Nevertheless Corri clearly highlights the appoggiatura as just one example of how we should not sing “exactly as commonly noted.” His remark clarifies that the composer merely “hints” at the duration of the note and challenges us to find the lingual and poetic stress which will make the eighth notes uneven, speech-like if you wish.
In addition to understanding the convention of the appoggiatura, the singers also consistently added or changed cadenzas, ornamented the notated melody, and varied the cabaletta. The very existence of the ABA form in the time of Handel and Mozart as well as the repeat of the cabaletta in the bel canto era inspires ornamentation and variation. We know what they did and how they did it because a wealth of historical ornaments and cadenzas have survived, both in notation and early recordings.
If we read the scores of Handel, Mozart, Rossini, Verdi and all the others applying the modern belief that “the composer wrote everything he expected on the page” we are doing Handel, Mozart, Rossini, Verdi and all the others an injustice. They were expecting us to be collaborators, or even co-composers. We owe it to them to take an active part in bringing their scores to life.

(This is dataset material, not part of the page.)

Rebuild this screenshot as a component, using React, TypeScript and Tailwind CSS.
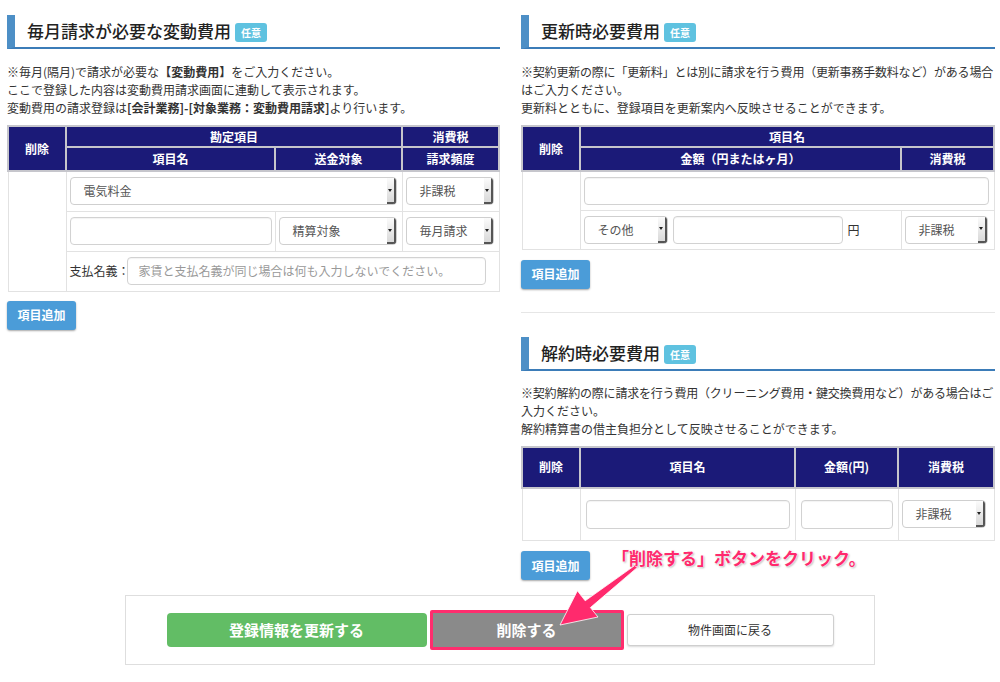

In the coaching room, unlike the classroom, I do not have time to explain all the reasons and research behind every appoggiatura, cadenza, ornament and variation, but I try at least to impart some basics of these topics so that the singer might improve his/her ability to decode scores from these eras without help. In the meantime, the duo of composer/singer envisaged by the masters becomes a trio of composer/coach/singer. It is an honor to play my part in this fluid dance of creating and performing. I have the best job!